» Objective: From the listing that follows, output everything exactly except the pictures.

» Dataset section:
────────────────────

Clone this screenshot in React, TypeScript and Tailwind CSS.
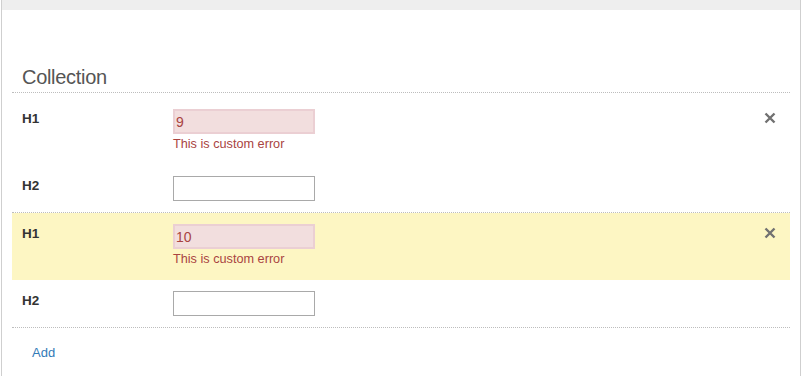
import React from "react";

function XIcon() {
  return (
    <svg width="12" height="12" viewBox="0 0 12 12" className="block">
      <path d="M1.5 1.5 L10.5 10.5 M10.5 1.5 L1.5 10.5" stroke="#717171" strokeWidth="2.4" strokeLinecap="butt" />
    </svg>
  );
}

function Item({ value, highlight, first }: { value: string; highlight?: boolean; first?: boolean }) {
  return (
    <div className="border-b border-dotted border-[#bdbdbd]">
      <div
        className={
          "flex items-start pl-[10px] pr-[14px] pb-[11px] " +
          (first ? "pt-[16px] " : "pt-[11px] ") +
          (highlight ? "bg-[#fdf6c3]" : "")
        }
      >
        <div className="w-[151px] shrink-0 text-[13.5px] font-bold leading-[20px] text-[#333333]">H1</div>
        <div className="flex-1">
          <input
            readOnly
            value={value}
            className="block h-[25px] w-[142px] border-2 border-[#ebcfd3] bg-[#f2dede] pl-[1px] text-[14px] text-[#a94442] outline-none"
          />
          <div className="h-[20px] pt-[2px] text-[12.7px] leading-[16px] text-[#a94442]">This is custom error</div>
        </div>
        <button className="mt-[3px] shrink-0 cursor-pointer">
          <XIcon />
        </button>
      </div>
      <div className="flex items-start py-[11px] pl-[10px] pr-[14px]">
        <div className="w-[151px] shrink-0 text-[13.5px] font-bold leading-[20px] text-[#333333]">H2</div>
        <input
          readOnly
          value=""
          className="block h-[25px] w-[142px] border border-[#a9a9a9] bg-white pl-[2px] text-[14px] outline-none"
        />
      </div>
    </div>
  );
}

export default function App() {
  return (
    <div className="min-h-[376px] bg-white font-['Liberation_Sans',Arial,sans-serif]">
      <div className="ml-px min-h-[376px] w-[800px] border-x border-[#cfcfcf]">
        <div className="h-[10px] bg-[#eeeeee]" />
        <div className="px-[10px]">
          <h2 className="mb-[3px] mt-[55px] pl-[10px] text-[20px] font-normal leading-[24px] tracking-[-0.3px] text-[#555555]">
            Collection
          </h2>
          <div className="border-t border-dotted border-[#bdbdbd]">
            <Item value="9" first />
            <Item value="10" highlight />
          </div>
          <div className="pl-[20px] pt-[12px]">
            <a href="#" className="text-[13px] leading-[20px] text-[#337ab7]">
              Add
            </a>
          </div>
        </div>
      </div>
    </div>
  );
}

────────────────────

» Response below:
Clone this screenshot in React, TypeScript and Tailwind CSS.
import React from "react";

function XIcon() {
  return (
    <svg width="12" height="12" viewBox="0 0 12 12" className="block">
      <path d="M1.5 1.5 L10.5 10.5 M10.5 1.5 L1.5 10.5" stroke="#717171" strokeWidth="2.4" strokeLinecap="butt" />
    </svg>
  );
}

function Item({ value, highlight, first }: { value: string; highlight?: boolean; first?: boolean }) {
  return (
    <div className="border-b border-dotted border-[#bdbdbd]">
      <div
        className={
          "flex items-start pl-[10px] pr-[14px] pb-[11px] " +
          (first ? "pt-[16px] " : "pt-[11px] ") +
          (highlight ? "bg-[#fdf6c3]" : "")
        }
      >
        <div className="w-[151px] shrink-0 text-[13.5px] font-bold leading-[20px] text-[#333333]">H1</div>
        <div className="flex-1">
          <input
            readOnly
            value={value}
            className="block h-[25px] w-[142px] border-2 border-[#ebcfd3] bg-[#f2dede] pl-[1px] text-[14px] text-[#a94442] outline-none"
          />
          <div className="h-[20px] pt-[2px] text-[12.7px] leading-[16px] text-[#a94442]">This is custom error</div>
        </div>
        <button className="mt-[3px] shrink-0 cursor-pointer">
          <XIcon />
        </button>
      </div>
      <div className="flex items-start py-[11px] pl-[10px] pr-[14px]">
        <div className="w-[151px] shrink-0 text-[13.5px] font-bold leading-[20px] text-[#333333]">H2</div>
        <input
          readOnly
          value=""
          className="block h-[25px] w-[142px] border border-[#a9a9a9] bg-white pl-[2px] text-[14px] outline-none"
        />
      </div>
    </div>
  );
}

export default function App() {
  return (
    <div className="min-h-[376px] bg-white font-['Liberation_Sans',Arial,sans-serif]">
      <div className="ml-px min-h-[376px] w-[800px] border-x border-[#cfcfcf]">
        <div className="h-[10px] bg-[#eeeeee]" />
        <div className="px-[10px]">
          <h2 className="mb-[3px] mt-[55px] pl-[10px] text-[20px] font-normal leading-[24px] tracking-[-0.3px] text-[#555555]">
            Collection
          </h2>
          <div className="border-t border-dotted border-[#bdbdbd]">
            <Item value="9" first />
            <Item value="10" highlight />
          </div>
          <div className="pl-[20px] pt-[12px]">
            <a href="#" className="text-[13px] leading-[20px] text-[#337ab7]">
              Add
            </a>
          </div>
        </div>
      </div>
    </div>
  );
}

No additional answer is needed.